DIRECTION: Give an exact copy of every line, leaving images out.

GIVEN MATERIAL:
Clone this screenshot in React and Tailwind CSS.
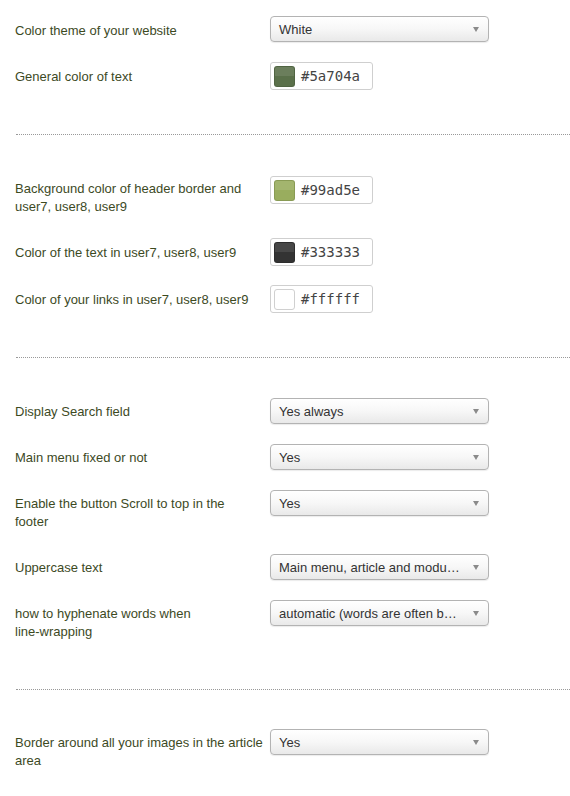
import React from "react";

const labelCls =
  "w-[255px] shrink-0 whitespace-nowrap text-[13px] leading-[18px] text-[#3d4a1f]";

function Select({ value }) {
  return (
    <div className="relative w-[219px] h-[26px] rounded-[4px] border border-[#b3b3b3] bg-gradient-to-b from-white via-[#f7f7f7] to-[#e9e9e9] shadow-[0_1px_1px_rgba(0,0,0,0.08)] flex items-center">
      <span className="pl-[8px] pr-[27px] truncate text-[13px] text-[#333] pt-px">
        {value}
      </span>
      <span className="absolute right-[9px] top-[10px] w-0 h-0 border-l-[3.5px] border-r-[3.5px] border-t-[5px] border-l-transparent border-r-transparent border-t-[#8a8a8a]" />
    </div>
  );
}

function ColorInput({ color, text, light }) {
  return (
    <div className="w-[103px] h-[28px] rounded-[3px] border border-[#cfcfcf] bg-white flex items-center">
      <div
        className={
          "relative ml-[3px] w-[21px] h-[21px] rounded-[3px] overflow-hidden border " +
          (light ? "border-[#d0d0d0]" : "border-black/10")
        }
        style={{ backgroundColor: color }}
      >
        {!light && <div className="absolute left-0 right-0 top-0 h-1/2 bg-white/10" />}
      </div>
      <span className="ml-[6px] text-[14px] text-[#444] font-['DejaVu_Sans_Mono',monospace]">
        {text}
      </span>
    </div>
  );
}

function Row({ label, h, pt, children }) {
  return (
    <div className="flex items-start" style={{ height: h }}>
      <div className={labelCls} style={{ paddingTop: pt }}>
        {label}
      </div>
      {children}
    </div>
  );
}

function Sep({ h }) {
  return (
    <div style={{ height: h }}>
      <div className="border-t border-dotted border-[#999] ml-px" />
    </div>
  );
}

export default function App() {
  return (
    <div className="w-[570px] h-[796px] bg-white pl-[15px] pt-[16px] font-['Liberation_Sans',Arial,sans-serif] overflow-hidden">
      <Row label="Color theme of your website" h={46} pt={6}>
        <Select value="White" />
      </Row>
      <Row label="General color of text" h={72} pt={6}>
        <ColorInput color="#5a704a" text="#5a704a" />
      </Row>
      <Sep h={42} />
      <Row
        label={<>Background color of header border and<br />user7, user8, user9</>}
        h={62}
        pt={4}
      >
        <ColorInput color="#99ad5e" text="#99ad5e" />
      </Row>
      <Row label="Color of the text in user7, user8, user9" h={47} pt={6}>
        <ColorInput color="#333333" text="#333333" />
      </Row>
      <Row label="Color of your links in user7, user8, user9" h={72} pt={6}>
        <ColorInput color="#ffffff" text="#ffffff" light />
      </Row>
      <Sep h={41} />
      <Row label="Display Search field" h={46} pt={5}>
        <Select value="Yes always" />
      </Row>
      <Row label="Main menu fixed or not" h={46} pt={5}>
        <Select value="Yes" />
      </Row>
      <Row
        label={<>Enable the button Scroll to top in the<br />footer</>}
        h={64}
        pt={5}
      >
        <Select value="Yes" />
      </Row>
      <Row label="Uppercase text" h={46} pt={5}>
        <Select value="Main menu, article and module titles" />
      </Row>
      <Row
        label={<>how to hyphenate words when<br />line-wrapping</>}
        h={89}
        pt={5}
      >
        <Select value="automatic (words are often broken)" />
      </Row>
      <Sep h={40} />
      <Row
        label={<>Border around all your images in the article<br />area</>}
        h={60}
        pt={5}
      >
        <Select value="Yes" />
      </Row>
    </div>
  );
}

FINAL RESULT:
Clone this screenshot in React and Tailwind CSS.
import React from "react";

const labelCls =
  "w-[255px] shrink-0 whitespace-nowrap text-[13px] leading-[18px] text-[#3d4a1f]";

function Select({ value }) {
  return (
    <div className="relative w-[219px] h-[26px] rounded-[4px] border border-[#b3b3b3] bg-gradient-to-b from-white via-[#f7f7f7] to-[#e9e9e9] shadow-[0_1px_1px_rgba(0,0,0,0.08)] flex items-center">
      <span className="pl-[8px] pr-[27px] truncate text-[13px] text-[#333] pt-px">
        {value}
      </span>
      <span className="absolute right-[9px] top-[10px] w-0 h-0 border-l-[3.5px] border-r-[3.5px] border-t-[5px] border-l-transparent border-r-transparent border-t-[#8a8a8a]" />
    </div>
  );
}

function ColorInput({ color, text, light }) {
  return (
    <div className="w-[103px] h-[28px] rounded-[3px] border border-[#cfcfcf] bg-white flex items-center">
      <div
        className={
          "relative ml-[3px] w-[21px] h-[21px] rounded-[3px] overflow-hidden border " +
          (light ? "border-[#d0d0d0]" : "border-black/10")
        }
        style={{ backgroundColor: color }}
      >
        {!light && <div className="absolute left-0 right-0 top-0 h-1/2 bg-white/10" />}
      </div>
      <span className="ml-[6px] text-[14px] text-[#444] font-['DejaVu_Sans_Mono',monospace]">
        {text}
      </span>
    </div>
  );
}

function Row({ label, h, pt, children }) {
  return (
    <div className="flex items-start" style={{ height: h }}>
      <div className={labelCls} style={{ paddingTop: pt }}>
        {label}
      </div>
      {children}
    </div>
  );
}

function Sep({ h }) {
  return (
    <div style={{ height: h }}>
      <div className="border-t border-dotted border-[#999] ml-px" />
    </div>
  );
}

export default function App() {
  return (
    <div className="w-[570px] h-[796px] bg-white pl-[15px] pt-[16px] font-['Liberation_Sans',Arial,sans-serif] overflow-hidden">
      <Row label="Color theme of your website" h={46} pt={6}>
        <Select value="White" />
      </Row>
      <Row label="General color of text" h={72} pt={6}>
        <ColorInput color="#5a704a" text="#5a704a" />
      </Row>
      <Sep h={42} />
      <Row
        label={<>Background color of header border and<br />user7, user8, user9</>}
        h={62}
        pt={4}
      >
        <ColorInput color="#99ad5e" text="#99ad5e" />
      </Row>
      <Row label="Color of the text in user7, user8, user9" h={47} pt={6}>
        <ColorInput color="#333333" text="#333333" />
      </Row>
      <Row label="Color of your links in user7, user8, user9" h={72} pt={6}>
        <ColorInput color="#ffffff" text="#ffffff" light />
      </Row>
      <Sep h={41} />
      <Row label="Display Search field" h={46} pt={5}>
        <Select value="Yes always" />
      </Row>
      <Row label="Main menu fixed or not" h={46} pt={5}>
        <Select value="Yes" />
      </Row>
      <Row
        label={<>Enable the button Scroll to top in the<br />footer</>}
        h={64}
        pt={5}
      >
        <Select value="Yes" />
      </Row>
      <Row label="Uppercase text" h={46} pt={5}>
        <Select value="Main menu, article and module titles" />
      </Row>
      <Row
        label={<>how to hyphenate words when<br />line-wrapping</>}
        h={89}
        pt={5}
      >
        <Select value="automatic (words are often broken)" />
      </Row>
      <Sep h={40} />
      <Row
        label={<>Border around all your images in the article<br />area</>}
        h={60}
        pt={5}
      >
        <Select value="Yes" />
      </Row>
    </div>
  );
}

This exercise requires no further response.